PROBLEM DETAILS = Omit all pictures, then retype the data exactly as given.

-*-*-

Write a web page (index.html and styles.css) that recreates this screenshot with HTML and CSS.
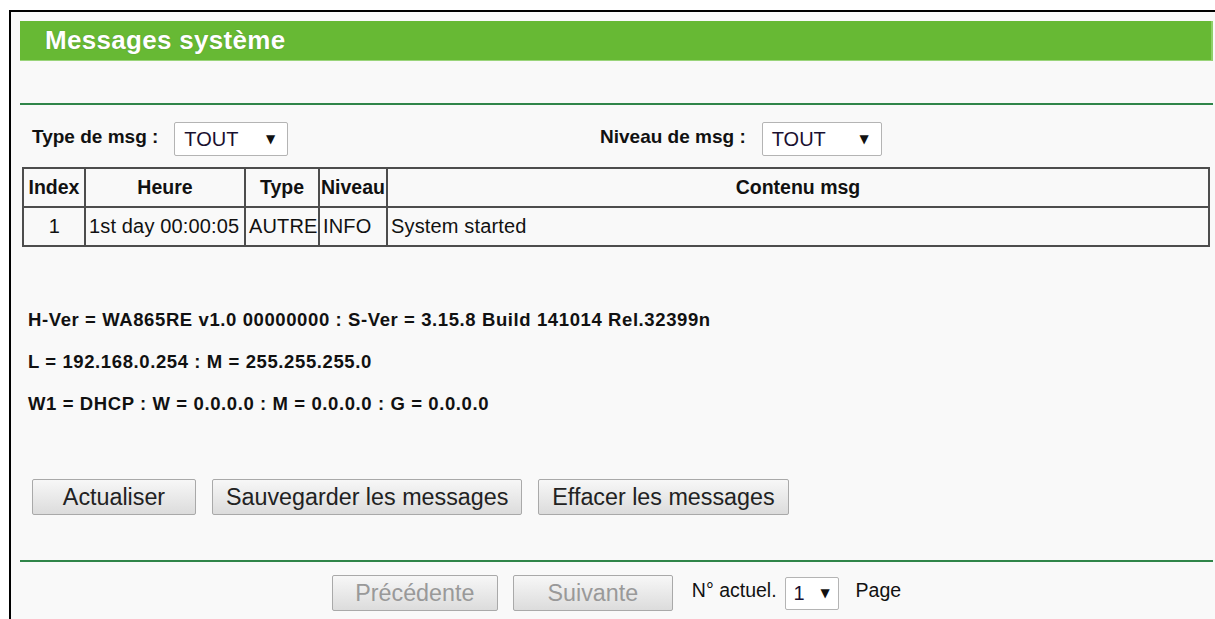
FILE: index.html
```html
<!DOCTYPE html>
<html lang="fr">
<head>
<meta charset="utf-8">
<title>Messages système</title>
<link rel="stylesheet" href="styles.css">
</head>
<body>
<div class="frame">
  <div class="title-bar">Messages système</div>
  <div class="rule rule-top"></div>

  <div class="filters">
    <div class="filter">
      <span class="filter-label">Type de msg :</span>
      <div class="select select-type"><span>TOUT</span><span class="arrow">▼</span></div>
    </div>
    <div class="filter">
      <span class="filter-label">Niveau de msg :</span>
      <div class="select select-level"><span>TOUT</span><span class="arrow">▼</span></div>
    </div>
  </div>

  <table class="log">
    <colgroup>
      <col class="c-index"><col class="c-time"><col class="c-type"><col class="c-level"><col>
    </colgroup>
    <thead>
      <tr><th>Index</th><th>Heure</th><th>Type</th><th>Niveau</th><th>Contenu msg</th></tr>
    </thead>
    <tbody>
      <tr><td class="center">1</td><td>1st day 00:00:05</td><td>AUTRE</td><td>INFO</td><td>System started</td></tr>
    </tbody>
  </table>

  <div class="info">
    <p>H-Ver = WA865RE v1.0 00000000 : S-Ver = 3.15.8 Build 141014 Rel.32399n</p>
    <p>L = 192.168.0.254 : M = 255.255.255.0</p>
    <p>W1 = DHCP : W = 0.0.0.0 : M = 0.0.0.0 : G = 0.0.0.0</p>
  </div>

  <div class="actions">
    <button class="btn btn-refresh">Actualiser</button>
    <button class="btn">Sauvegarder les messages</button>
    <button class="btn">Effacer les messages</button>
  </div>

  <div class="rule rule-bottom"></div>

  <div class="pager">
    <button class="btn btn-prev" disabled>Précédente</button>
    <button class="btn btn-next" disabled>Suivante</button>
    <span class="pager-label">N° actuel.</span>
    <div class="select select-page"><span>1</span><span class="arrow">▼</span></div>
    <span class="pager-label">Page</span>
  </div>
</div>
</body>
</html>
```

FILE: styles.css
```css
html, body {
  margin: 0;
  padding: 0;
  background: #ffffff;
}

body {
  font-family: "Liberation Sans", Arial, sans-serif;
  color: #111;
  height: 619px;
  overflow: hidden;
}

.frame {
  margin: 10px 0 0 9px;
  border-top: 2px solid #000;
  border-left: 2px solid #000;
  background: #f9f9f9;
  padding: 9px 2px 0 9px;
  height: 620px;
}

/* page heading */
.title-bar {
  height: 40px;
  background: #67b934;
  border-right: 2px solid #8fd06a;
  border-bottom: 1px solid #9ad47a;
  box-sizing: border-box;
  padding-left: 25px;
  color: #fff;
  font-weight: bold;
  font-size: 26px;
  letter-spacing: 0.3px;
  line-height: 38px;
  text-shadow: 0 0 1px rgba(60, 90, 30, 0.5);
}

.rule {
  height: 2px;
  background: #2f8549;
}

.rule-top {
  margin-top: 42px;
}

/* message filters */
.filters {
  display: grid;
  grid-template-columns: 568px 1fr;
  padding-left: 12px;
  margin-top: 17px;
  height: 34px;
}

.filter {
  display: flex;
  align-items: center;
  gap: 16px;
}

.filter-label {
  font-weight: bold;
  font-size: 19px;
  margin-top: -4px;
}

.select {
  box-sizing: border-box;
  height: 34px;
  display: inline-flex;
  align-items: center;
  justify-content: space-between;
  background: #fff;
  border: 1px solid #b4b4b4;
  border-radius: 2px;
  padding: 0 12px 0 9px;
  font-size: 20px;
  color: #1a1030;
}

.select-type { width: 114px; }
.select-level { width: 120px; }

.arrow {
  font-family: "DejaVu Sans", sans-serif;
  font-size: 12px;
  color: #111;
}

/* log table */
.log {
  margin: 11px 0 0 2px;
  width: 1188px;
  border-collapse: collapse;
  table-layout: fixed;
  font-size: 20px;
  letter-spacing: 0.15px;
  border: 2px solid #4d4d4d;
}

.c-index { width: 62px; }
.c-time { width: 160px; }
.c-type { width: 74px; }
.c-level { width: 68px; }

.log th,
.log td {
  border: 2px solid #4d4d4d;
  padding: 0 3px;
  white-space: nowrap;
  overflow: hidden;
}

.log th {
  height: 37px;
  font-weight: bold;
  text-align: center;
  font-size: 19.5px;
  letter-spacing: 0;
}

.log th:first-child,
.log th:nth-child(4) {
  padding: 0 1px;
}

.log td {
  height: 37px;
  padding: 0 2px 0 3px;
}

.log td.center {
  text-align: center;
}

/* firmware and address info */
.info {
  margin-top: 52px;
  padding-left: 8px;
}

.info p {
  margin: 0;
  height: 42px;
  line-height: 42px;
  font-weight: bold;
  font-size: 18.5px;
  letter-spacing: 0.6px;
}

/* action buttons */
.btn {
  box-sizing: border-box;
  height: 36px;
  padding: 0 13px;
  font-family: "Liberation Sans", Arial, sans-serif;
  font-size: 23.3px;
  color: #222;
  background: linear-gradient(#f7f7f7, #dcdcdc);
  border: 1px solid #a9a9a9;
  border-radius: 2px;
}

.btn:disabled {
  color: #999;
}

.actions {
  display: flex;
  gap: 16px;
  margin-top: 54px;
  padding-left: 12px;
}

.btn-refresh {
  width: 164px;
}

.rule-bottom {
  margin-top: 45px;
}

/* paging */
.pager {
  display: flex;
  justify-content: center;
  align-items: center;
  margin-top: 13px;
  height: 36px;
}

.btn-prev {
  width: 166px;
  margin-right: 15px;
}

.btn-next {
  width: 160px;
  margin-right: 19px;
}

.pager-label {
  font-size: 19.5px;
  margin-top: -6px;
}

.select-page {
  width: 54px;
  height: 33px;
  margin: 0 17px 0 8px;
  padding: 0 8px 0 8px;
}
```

-*-*-

REPLY =
Write a web page (index.html and styles.css) that recreates this screenshot with HTML and CSS.
FILE: index.html
```html
<!DOCTYPE html>
<html lang="fr">
<head>
<meta charset="utf-8">
<title>Messages système</title>
<link rel="stylesheet" href="styles.css">
</head>
<body>
<div class="frame">
  <div class="title-bar">Messages système</div>
  <div class="rule rule-top"></div>

  <div class="filters">
    <div class="filter">
      <span class="filter-label">Type de msg :</span>
      <div class="select select-type"><span>TOUT</span><span class="arrow">▼</span></div>
    </div>
    <div class="filter">
      <span class="filter-label">Niveau de msg :</span>
      <div class="select select-level"><span>TOUT</span><span class="arrow">▼</span></div>
    </div>
  </div>

  <table class="log">
    <colgroup>
      <col class="c-index"><col class="c-time"><col class="c-type"><col class="c-level"><col>
    </colgroup>
    <thead>
      <tr><th>Index</th><th>Heure</th><th>Type</th><th>Niveau</th><th>Contenu msg</th></tr>
    </thead>
    <tbody>
      <tr><td class="center">1</td><td>1st day 00:00:05</td><td>AUTRE</td><td>INFO</td><td>System started</td></tr>
    </tbody>
  </table>

  <div class="info">
    <p>H-Ver = WA865RE v1.0 00000000 : S-Ver = 3.15.8 Build 141014 Rel.32399n</p>
    <p>L = 192.168.0.254 : M = 255.255.255.0</p>
    <p>W1 = DHCP : W = 0.0.0.0 : M = 0.0.0.0 : G = 0.0.0.0</p>
  </div>

  <div class="actions">
    <button class="btn btn-refresh">Actualiser</button>
    <button class="btn">Sauvegarder les messages</button>
    <button class="btn">Effacer les messages</button>
  </div>

  <div class="rule rule-bottom"></div>

  <div class="pager">
    <button class="btn btn-prev" disabled>Précédente</button>
    <button class="btn btn-next" disabled>Suivante</button>
    <span class="pager-label">N° actuel.</span>
    <div class="select select-page"><span>1</span><span class="arrow">▼</span></div>
    <span class="pager-label">Page</span>
  </div>
</div>
</body>
</html>
```

FILE: styles.css
```css
html, body {
  margin: 0;
  padding: 0;
  background: #ffffff;
}

body {
  font-family: "Liberation Sans", Arial, sans-serif;
  color: #111;
  height: 619px;
  overflow: hidden;
}

.frame {
  margin: 10px 0 0 9px;
  border-top: 2px solid #000;
  border-left: 2px solid #000;
  background: #f9f9f9;
  padding: 9px 2px 0 9px;
  height: 620px;
}

/* page heading */
.title-bar {
  height: 40px;
  background: #67b934;
  border-right: 2px solid #8fd06a;
  border-bottom: 1px solid #9ad47a;
  box-sizing: border-box;
  padding-left: 25px;
  color: #fff;
  font-weight: bold;
  font-size: 26px;
  letter-spacing: 0.3px;
  line-height: 38px;
  text-shadow: 0 0 1px rgba(60, 90, 30, 0.5);
}

.rule {
  height: 2px;
  background: #2f8549;
}

.rule-top {
  margin-top: 42px;
}

/* message filters */
.filters {
  display: grid;
  grid-template-columns: 568px 1fr;
  padding-left: 12px;
  margin-top: 17px;
  height: 34px;
}

.filter {
  display: flex;
  align-items: center;
  gap: 16px;
}

.filter-label {
  font-weight: bold;
  font-size: 19px;
  margin-top: -4px;
}

.select {
  box-sizing: border-box;
  height: 34px;
  display: inline-flex;
  align-items: center;
  justify-content: space-between;
  background: #fff;
  border: 1px solid #b4b4b4;
  border-radius: 2px;
  padding: 0 12px 0 9px;
  font-size: 20px;
  color: #1a1030;
}

.select-type { width: 114px; }
.select-level { width: 120px; }

.arrow {
  font-family: "DejaVu Sans", sans-serif;
  font-size: 12px;
  color: #111;
}

/* log table */
.log {
  margin: 11px 0 0 2px;
  width: 1188px;
  border-collapse: collapse;
  table-layout: fixed;
  font-size: 20px;
  letter-spacing: 0.15px;
  border: 2px solid #4d4d4d;
}

.c-index { width: 62px; }
.c-time { width: 160px; }
.c-type { width: 74px; }
.c-level { width: 68px; }

.log th,
.log td {
  border: 2px solid #4d4d4d;
  padding: 0 3px;
  white-space: nowrap;
  overflow: hidden;
}

.log th {
  height: 37px;
  font-weight: bold;
  text-align: center;
  font-size: 19.5px;
  letter-spacing: 0;
}

.log th:first-child,
.log th:nth-child(4) {
  padding: 0 1px;
}

.log td {
  height: 37px;
  padding: 0 2px 0 3px;
}

.log td.center {
  text-align: center;
}

/* firmware and address info */
.info {
  margin-top: 52px;
  padding-left: 8px;
}

.info p {
  margin: 0;
  height: 42px;
  line-height: 42px;
  font-weight: bold;
  font-size: 18.5px;
  letter-spacing: 0.6px;
}

/* action buttons */
.btn {
  box-sizing: border-box;
  height: 36px;
  padding: 0 13px;
  font-family: "Liberation Sans", Arial, sans-serif;
  font-size: 23.3px;
  color: #222;
  background: linear-gradient(#f7f7f7, #dcdcdc);
  border: 1px solid #a9a9a9;
  border-radius: 2px;
}

.btn:disabled {
  color: #999;
}

.actions {
  display: flex;
  gap: 16px;
  margin-top: 54px;
  padding-left: 12px;
}

.btn-refresh {
  width: 164px;
}

.rule-bottom {
  margin-top: 45px;
}

/* paging */
.pager {
  display: flex;
  justify-content: center;
  align-items: center;
  margin-top: 13px;
  height: 36px;
}

.btn-prev {
  width: 166px;
  margin-right: 15px;
}

.btn-next {
  width: 160px;
  margin-right: 19px;
}

.pager-label {
  font-size: 19.5px;
  margin-top: -6px;
}

.select-page {
  width: 54px;
  height: 33px;
  margin: 0 17px 0 8px;
  padding: 0 8px 0 8px;
}
```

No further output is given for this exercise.